We started overhauling the types of food we buy a few years ago, when hubby went low-carb. Since then, we have continued to make small changes, searching out local suppliers, opting for organic varieties here & there, less sugar on occasion, more fat all the time, meat, meat & more meat, and trying to align our kitchen with the seasons.

I’ve felt compelled to make more changes lately. We recently switched over to buying 80% of our weekly groceries at Community Natural Foods. That’s a pretty big change for a gal who has shopped at Safeway since her birth. We still pick up a some things at Safeway that we haven’t figured out alternatives for. Maybe at some point we will or learn to go without. Slow steady changes.

It really does come down to quality over quantity. Our personal farming motto is “good food, happy people”. It just feels like the right time to live out that philosophy more fully. It’s not a change that can happen overnight. We’ve known that from the beginning. And I certainly don’t recommend that you try to change all your eating & buying habits overnight. You need to believe in the changes that you make. Each and every one of them. It can take time & careful consideration. You need to weigh your own personal priorities & passions.

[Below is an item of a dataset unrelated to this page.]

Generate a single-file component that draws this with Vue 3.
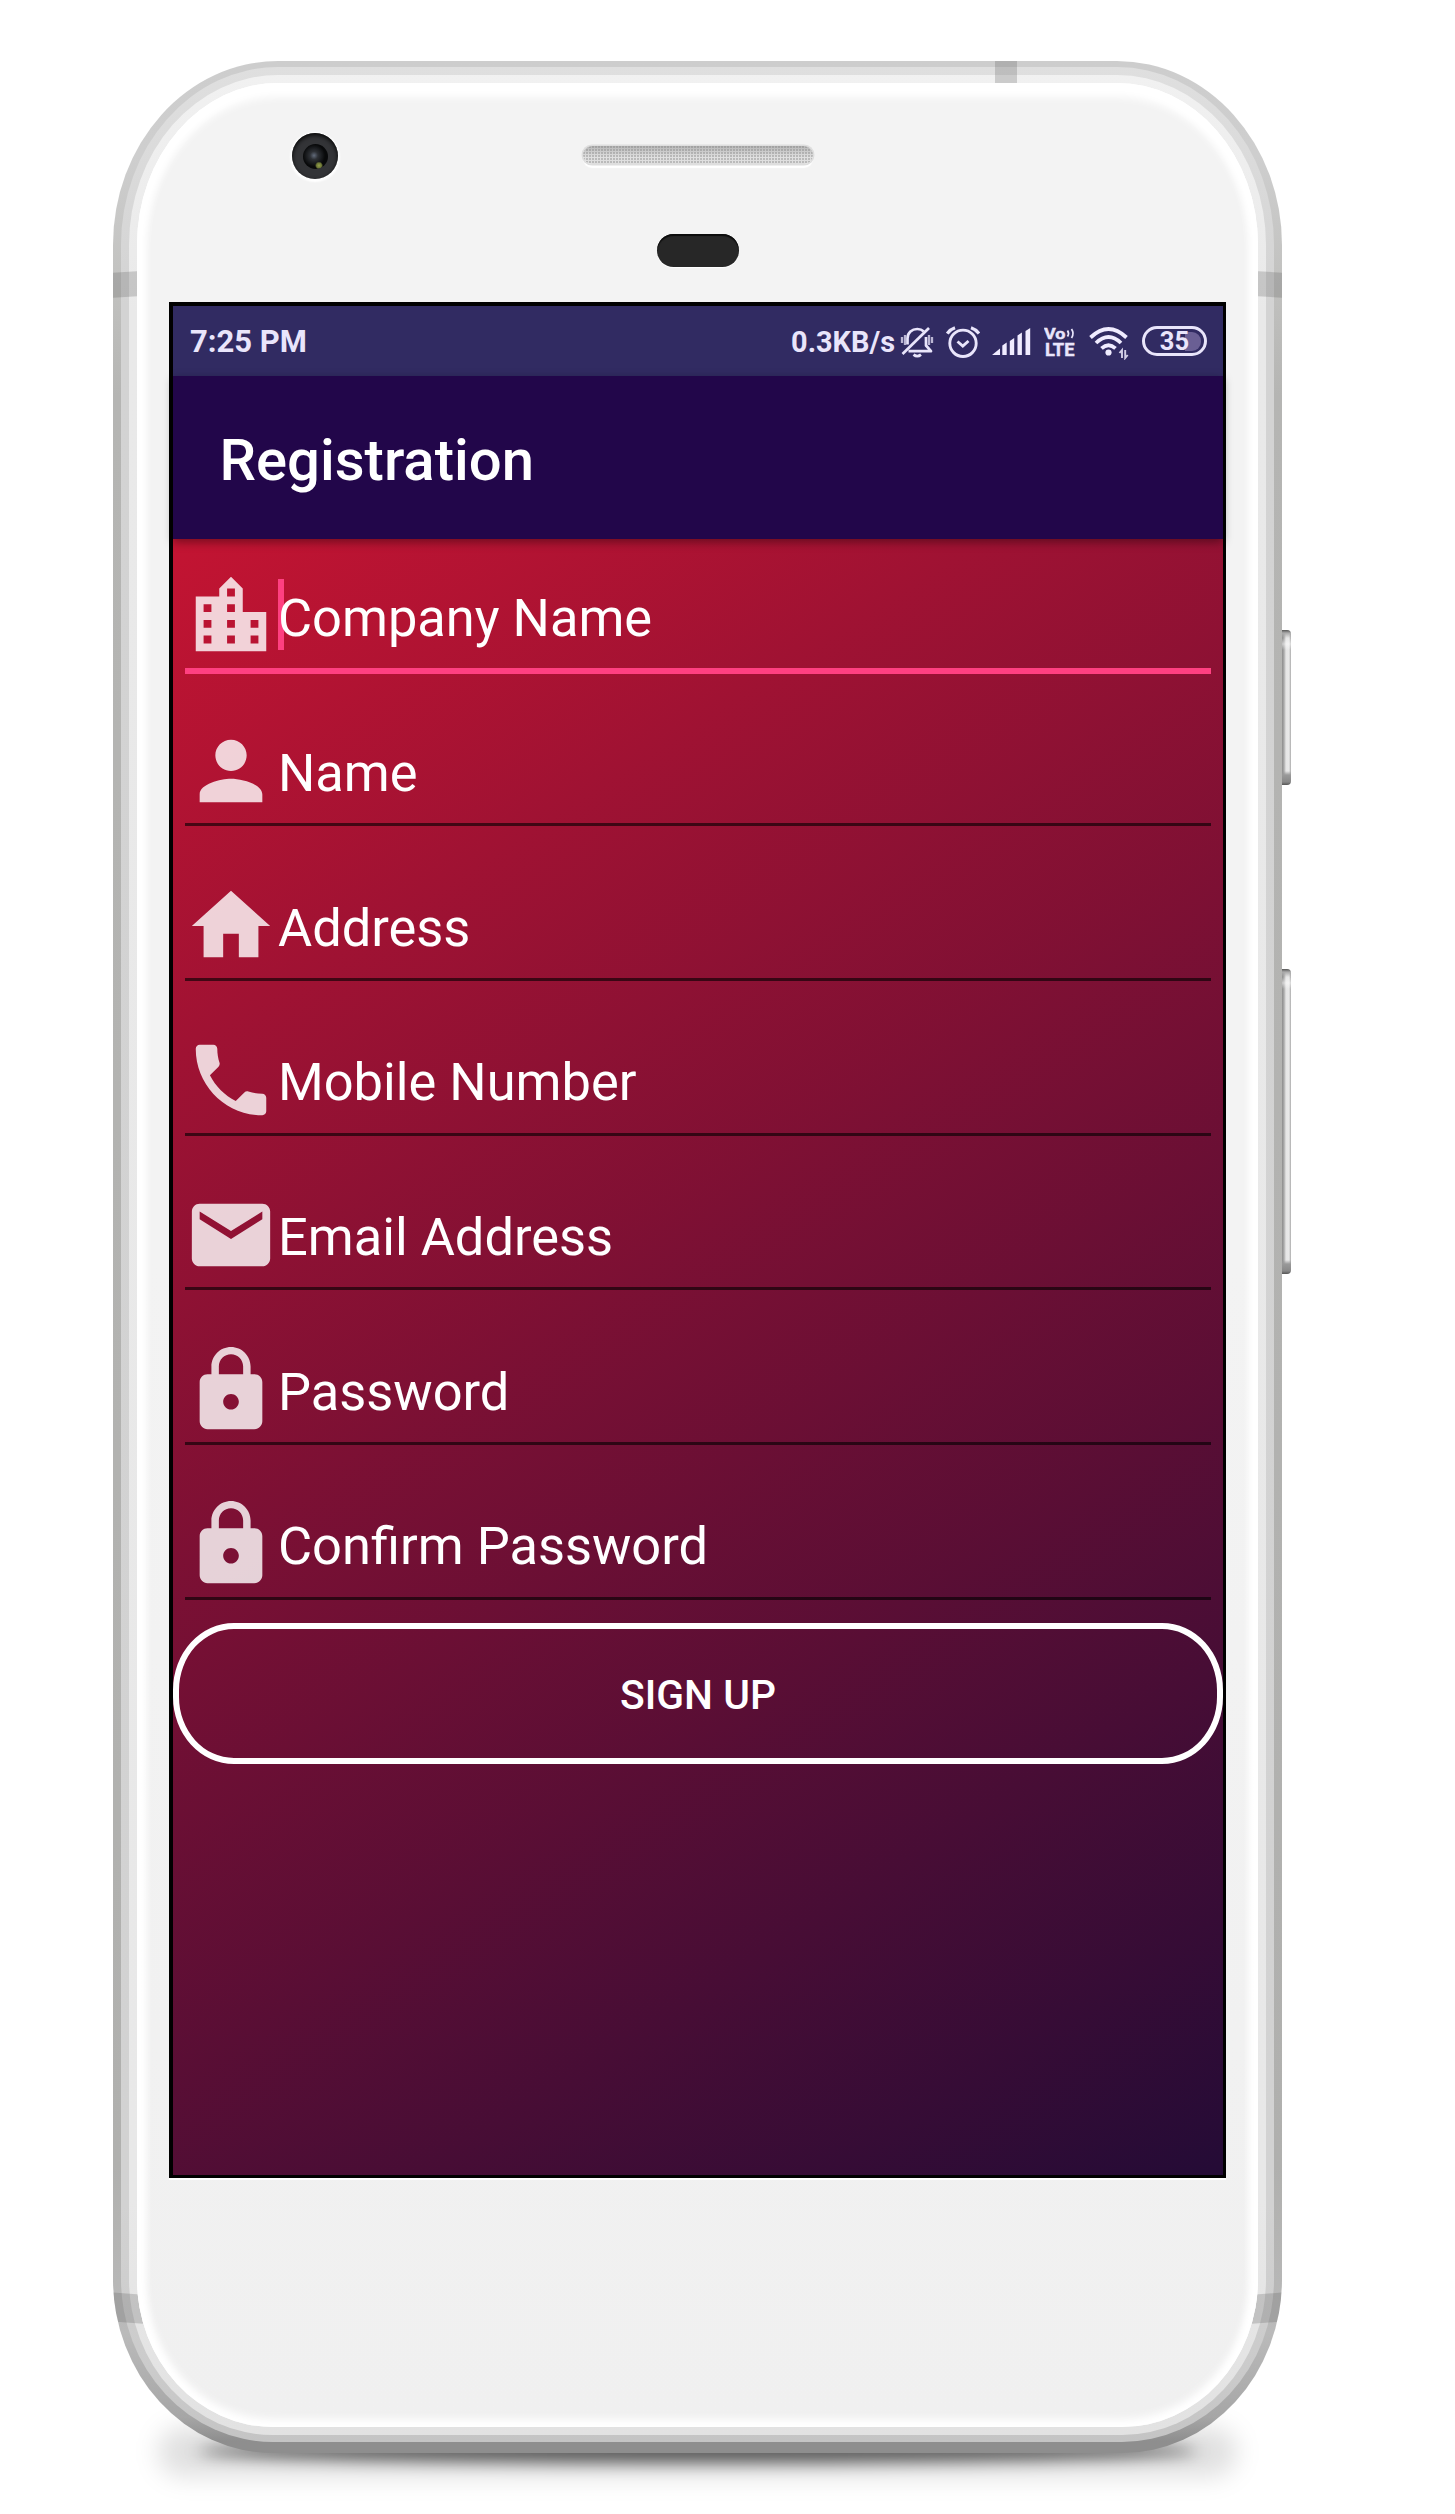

When it comes to food, the two big considerations for us is the distance it has traveled and just how healthy it truly is. In other words, our first priority is locally sourced food. Our second priority is organic. Local organic is the ultimate goal, besides growing & raising it ourselves. Of course, we’re not perfect. We make plenty of compromises along the way, but bit by bit, we’re trying to change.

The quote above from Seth Godin is so appropriate for this lifestyle overhaul. We will try to quit the “wrong” stuff, and stick with the “right” stuff. I thought I would make this a new post series on the blog, documenting how we choose to do one or the other on our quest for happy food. We’re all hungry for it in our own ways.